What you should do: Extract every line of the material below and reproduce it faithfully.

Stored data:
start
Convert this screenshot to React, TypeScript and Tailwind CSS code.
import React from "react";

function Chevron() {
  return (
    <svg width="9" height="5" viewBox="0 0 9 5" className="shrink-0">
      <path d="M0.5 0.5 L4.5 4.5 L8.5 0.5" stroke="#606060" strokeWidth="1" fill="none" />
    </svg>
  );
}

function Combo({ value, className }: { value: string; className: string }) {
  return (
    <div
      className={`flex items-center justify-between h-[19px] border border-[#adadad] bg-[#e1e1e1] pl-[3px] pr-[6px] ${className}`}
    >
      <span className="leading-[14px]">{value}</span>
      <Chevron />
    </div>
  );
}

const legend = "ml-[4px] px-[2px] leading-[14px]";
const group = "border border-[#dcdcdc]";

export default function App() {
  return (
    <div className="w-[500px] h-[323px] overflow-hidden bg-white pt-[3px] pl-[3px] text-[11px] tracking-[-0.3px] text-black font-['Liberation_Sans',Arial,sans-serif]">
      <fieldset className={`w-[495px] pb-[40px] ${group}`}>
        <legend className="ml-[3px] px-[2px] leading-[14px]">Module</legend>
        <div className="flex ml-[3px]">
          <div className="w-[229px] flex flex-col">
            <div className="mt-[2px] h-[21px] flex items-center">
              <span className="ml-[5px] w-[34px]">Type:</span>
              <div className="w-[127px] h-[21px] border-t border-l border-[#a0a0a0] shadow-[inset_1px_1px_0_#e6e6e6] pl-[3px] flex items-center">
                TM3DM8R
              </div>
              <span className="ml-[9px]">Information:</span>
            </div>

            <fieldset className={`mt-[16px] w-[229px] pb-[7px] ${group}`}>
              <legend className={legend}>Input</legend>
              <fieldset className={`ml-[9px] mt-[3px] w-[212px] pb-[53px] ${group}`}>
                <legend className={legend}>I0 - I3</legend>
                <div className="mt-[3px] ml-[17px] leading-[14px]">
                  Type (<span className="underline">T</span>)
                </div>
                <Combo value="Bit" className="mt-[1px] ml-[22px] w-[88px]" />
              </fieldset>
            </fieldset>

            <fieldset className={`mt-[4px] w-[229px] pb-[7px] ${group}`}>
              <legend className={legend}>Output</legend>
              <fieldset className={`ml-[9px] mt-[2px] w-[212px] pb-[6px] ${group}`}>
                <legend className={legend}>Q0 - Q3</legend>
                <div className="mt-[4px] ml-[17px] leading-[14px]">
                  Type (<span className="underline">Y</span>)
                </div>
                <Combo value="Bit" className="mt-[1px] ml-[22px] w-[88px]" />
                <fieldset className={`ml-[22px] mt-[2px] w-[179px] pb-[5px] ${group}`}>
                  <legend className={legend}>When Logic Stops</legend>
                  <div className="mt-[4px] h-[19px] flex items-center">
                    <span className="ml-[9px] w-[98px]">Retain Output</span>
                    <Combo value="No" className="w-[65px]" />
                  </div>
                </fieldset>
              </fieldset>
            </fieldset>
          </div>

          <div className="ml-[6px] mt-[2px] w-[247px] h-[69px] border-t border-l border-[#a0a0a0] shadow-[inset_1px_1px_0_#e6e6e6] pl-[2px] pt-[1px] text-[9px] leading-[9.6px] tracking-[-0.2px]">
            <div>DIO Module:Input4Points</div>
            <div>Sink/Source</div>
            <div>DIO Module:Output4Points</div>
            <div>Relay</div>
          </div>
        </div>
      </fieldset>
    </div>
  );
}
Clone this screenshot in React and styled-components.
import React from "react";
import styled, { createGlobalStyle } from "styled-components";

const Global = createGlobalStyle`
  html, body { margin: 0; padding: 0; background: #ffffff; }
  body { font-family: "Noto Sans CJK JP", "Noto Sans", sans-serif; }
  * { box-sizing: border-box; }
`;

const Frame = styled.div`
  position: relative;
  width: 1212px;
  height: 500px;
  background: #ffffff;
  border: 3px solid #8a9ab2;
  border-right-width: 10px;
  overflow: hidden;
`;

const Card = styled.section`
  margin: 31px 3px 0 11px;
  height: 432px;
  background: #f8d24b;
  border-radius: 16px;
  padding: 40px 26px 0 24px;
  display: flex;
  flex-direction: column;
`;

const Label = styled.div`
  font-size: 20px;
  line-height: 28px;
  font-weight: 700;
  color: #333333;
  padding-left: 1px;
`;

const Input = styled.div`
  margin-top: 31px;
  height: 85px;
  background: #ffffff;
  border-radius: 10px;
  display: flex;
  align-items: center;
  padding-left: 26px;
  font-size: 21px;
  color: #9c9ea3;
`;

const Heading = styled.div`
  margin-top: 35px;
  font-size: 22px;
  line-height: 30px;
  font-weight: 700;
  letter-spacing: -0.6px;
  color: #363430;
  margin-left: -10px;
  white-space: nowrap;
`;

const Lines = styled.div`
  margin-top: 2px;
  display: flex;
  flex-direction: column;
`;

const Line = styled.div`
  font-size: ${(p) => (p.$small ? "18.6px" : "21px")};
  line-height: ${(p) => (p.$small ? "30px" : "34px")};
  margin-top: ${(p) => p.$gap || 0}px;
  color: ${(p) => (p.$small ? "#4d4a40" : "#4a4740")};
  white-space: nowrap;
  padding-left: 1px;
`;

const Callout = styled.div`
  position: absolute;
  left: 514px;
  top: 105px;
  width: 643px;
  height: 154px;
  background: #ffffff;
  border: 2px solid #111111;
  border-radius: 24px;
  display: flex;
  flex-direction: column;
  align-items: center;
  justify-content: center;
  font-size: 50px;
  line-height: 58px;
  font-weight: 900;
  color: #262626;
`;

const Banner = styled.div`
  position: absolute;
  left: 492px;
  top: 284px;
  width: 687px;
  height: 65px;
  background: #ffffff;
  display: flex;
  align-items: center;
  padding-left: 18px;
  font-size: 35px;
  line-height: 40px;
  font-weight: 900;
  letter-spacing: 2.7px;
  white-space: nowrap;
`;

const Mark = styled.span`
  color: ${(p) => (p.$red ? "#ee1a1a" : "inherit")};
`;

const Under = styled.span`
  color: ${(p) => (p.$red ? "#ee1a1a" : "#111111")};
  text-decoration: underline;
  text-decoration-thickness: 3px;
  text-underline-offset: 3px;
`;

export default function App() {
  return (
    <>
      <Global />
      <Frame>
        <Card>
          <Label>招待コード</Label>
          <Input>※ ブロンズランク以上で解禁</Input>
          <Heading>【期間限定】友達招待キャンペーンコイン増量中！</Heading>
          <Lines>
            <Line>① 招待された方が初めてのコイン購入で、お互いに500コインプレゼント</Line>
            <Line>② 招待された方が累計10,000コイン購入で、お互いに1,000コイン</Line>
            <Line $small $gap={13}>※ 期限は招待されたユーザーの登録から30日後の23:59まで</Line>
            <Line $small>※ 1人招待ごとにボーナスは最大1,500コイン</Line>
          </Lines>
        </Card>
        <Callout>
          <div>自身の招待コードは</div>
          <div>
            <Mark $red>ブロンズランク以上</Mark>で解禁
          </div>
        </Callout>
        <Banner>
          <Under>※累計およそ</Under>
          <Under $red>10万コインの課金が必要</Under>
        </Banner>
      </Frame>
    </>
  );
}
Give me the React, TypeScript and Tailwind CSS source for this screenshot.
end
Reply:
Convert this screenshot to React, TypeScript and Tailwind CSS code.
import React from "react";

function Chevron() {
  return (
    <svg width="9" height="5" viewBox="0 0 9 5" className="shrink-0">
      <path d="M0.5 0.5 L4.5 4.5 L8.5 0.5" stroke="#606060" strokeWidth="1" fill="none" />
    </svg>
  );
}

function Combo({ value, className }: { value: string; className: string }) {
  return (
    <div
      className={`flex items-center justify-between h-[19px] border border-[#adadad] bg-[#e1e1e1] pl-[3px] pr-[6px] ${className}`}
    >
      <span className="leading-[14px]">{value}</span>
      <Chevron />
    </div>
  );
}

const legend = "ml-[4px] px-[2px] leading-[14px]";
const group = "border border-[#dcdcdc]";

export default function App() {
  return (
    <div className="w-[500px] h-[323px] overflow-hidden bg-white pt-[3px] pl-[3px] text-[11px] tracking-[-0.3px] text-black font-['Liberation_Sans',Arial,sans-serif]">
      <fieldset className={`w-[495px] pb-[40px] ${group}`}>
        <legend className="ml-[3px] px-[2px] leading-[14px]">Module</legend>
        <div className="flex ml-[3px]">
          <div className="w-[229px] flex flex-col">
            <div className="mt-[2px] h-[21px] flex items-center">
              <span className="ml-[5px] w-[34px]">Type:</span>
              <div className="w-[127px] h-[21px] border-t border-l border-[#a0a0a0] shadow-[inset_1px_1px_0_#e6e6e6] pl-[3px] flex items-center">
                TM3DM8R
              </div>
              <span className="ml-[9px]">Information:</span>
            </div>

            <fieldset className={`mt-[16px] w-[229px] pb-[7px] ${group}`}>
              <legend className={legend}>Input</legend>
              <fieldset className={`ml-[9px] mt-[3px] w-[212px] pb-[53px] ${group}`}>
                <legend className={legend}>I0 - I3</legend>
                <div className="mt-[3px] ml-[17px] leading-[14px]">
                  Type (<span className="underline">T</span>)
                </div>
                <Combo value="Bit" className="mt-[1px] ml-[22px] w-[88px]" />
              </fieldset>
            </fieldset>

            <fieldset className={`mt-[4px] w-[229px] pb-[7px] ${group}`}>
              <legend className={legend}>Output</legend>
              <fieldset className={`ml-[9px] mt-[2px] w-[212px] pb-[6px] ${group}`}>
                <legend className={legend}>Q0 - Q3</legend>
                <div className="mt-[4px] ml-[17px] leading-[14px]">
                  Type (<span className="underline">Y</span>)
                </div>
                <Combo value="Bit" className="mt-[1px] ml-[22px] w-[88px]" />
                <fieldset className={`ml-[22px] mt-[2px] w-[179px] pb-[5px] ${group}`}>
                  <legend className={legend}>When Logic Stops</legend>
                  <div className="mt-[4px] h-[19px] flex items-center">
                    <span className="ml-[9px] w-[98px]">Retain Output</span>
                    <Combo value="No" className="w-[65px]" />
                  </div>
                </fieldset>
              </fieldset>
            </fieldset>
          </div>

          <div className="ml-[6px] mt-[2px] w-[247px] h-[69px] border-t border-l border-[#a0a0a0] shadow-[inset_1px_1px_0_#e6e6e6] pl-[2px] pt-[1px] text-[9px] leading-[9.6px] tracking-[-0.2px]">
            <div>DIO Module:Input4Points</div>
            <div>Sink/Source</div>
            <div>DIO Module:Output4Points</div>
            <div>Relay</div>
          </div>
        </div>
      </fieldset>
    </div>
  );
}
Clone this screenshot in React and styled-components.
import React from "react";
import styled, { createGlobalStyle } from "styled-components";

const Global = createGlobalStyle`
  html, body { margin: 0; padding: 0; background: #ffffff; }
  body { font-family: "Noto Sans CJK JP", "Noto Sans", sans-serif; }
  * { box-sizing: border-box; }
`;

const Frame = styled.div`
  position: relative;
  width: 1212px;
  height: 500px;
  background: #ffffff;
  border: 3px solid #8a9ab2;
  border-right-width: 10px;
  overflow: hidden;
`;

const Card = styled.section`
  margin: 31px 3px 0 11px;
  height: 432px;
  background: #f8d24b;
  border-radius: 16px;
  padding: 40px 26px 0 24px;
  display: flex;
  flex-direction: column;
`;

const Label = styled.div`
  font-size: 20px;
  line-height: 28px;
  font-weight: 700;
  color: #333333;
  padding-left: 1px;
`;

const Input = styled.div`
  margin-top: 31px;
  height: 85px;
  background: #ffffff;
  border-radius: 10px;
  display: flex;
  align-items: center;
  padding-left: 26px;
  font-size: 21px;
  color: #9c9ea3;
`;

const Heading = styled.div`
  margin-top: 35px;
  font-size: 22px;
  line-height: 30px;
  font-weight: 700;
  letter-spacing: -0.6px;
  color: #363430;
  margin-left: -10px;
  white-space: nowrap;
`;

const Lines = styled.div`
  margin-top: 2px;
  display: flex;
  flex-direction: column;
`;

const Line = styled.div`
  font-size: ${(p) => (p.$small ? "18.6px" : "21px")};
  line-height: ${(p) => (p.$small ? "30px" : "34px")};
  margin-top: ${(p) => p.$gap || 0}px;
  color: ${(p) => (p.$small ? "#4d4a40" : "#4a4740")};
  white-space: nowrap;
  padding-left: 1px;
`;

const Callout = styled.div`
  position: absolute;
  left: 514px;
  top: 105px;
  width: 643px;
  height: 154px;
  background: #ffffff;
  border: 2px solid #111111;
  border-radius: 24px;
  display: flex;
  flex-direction: column;
  align-items: center;
  justify-content: center;
  font-size: 50px;
  line-height: 58px;
  font-weight: 900;
  color: #262626;
`;

const Banner = styled.div`
  position: absolute;
  left: 492px;
  top: 284px;
  width: 687px;
  height: 65px;
  background: #ffffff;
  display: flex;
  align-items: center;
  padding-left: 18px;
  font-size: 35px;
  line-height: 40px;
  font-weight: 900;
  letter-spacing: 2.7px;
  white-space: nowrap;
`;

const Mark = styled.span`
  color: ${(p) => (p.$red ? "#ee1a1a" : "inherit")};
`;

const Under = styled.span`
  color: ${(p) => (p.$red ? "#ee1a1a" : "#111111")};
  text-decoration: underline;
  text-decoration-thickness: 3px;
  text-underline-offset: 3px;
`;

export default function App() {
  return (
    <>
      <Global />
      <Frame>
        <Card>
          <Label>招待コード</Label>
          <Input>※ ブロンズランク以上で解禁</Input>
          <Heading>【期間限定】友達招待キャンペーンコイン増量中！</Heading>
          <Lines>
            <Line>① 招待された方が初めてのコイン購入で、お互いに500コインプレゼント</Line>
            <Line>② 招待された方が累計10,000コイン購入で、お互いに1,000コイン</Line>
            <Line $small $gap={13}>※ 期限は招待されたユーザーの登録から30日後の23:59まで</Line>
            <Line $small>※ 1人招待ごとにボーナスは最大1,500コイン</Line>
          </Lines>
        </Card>
        <Callout>
          <div>自身の招待コードは</div>
          <div>
            <Mark $red>ブロンズランク以上</Mark>で解禁
          </div>
        </Callout>
        <Banner>
          <Under>※累計およそ</Under>
          <Under $red>10万コインの課金が必要</Under>
        </Banner>
      </Frame>
    </>
  );
}
Give me the React, TypeScript and Tailwind CSS source for this screenshot.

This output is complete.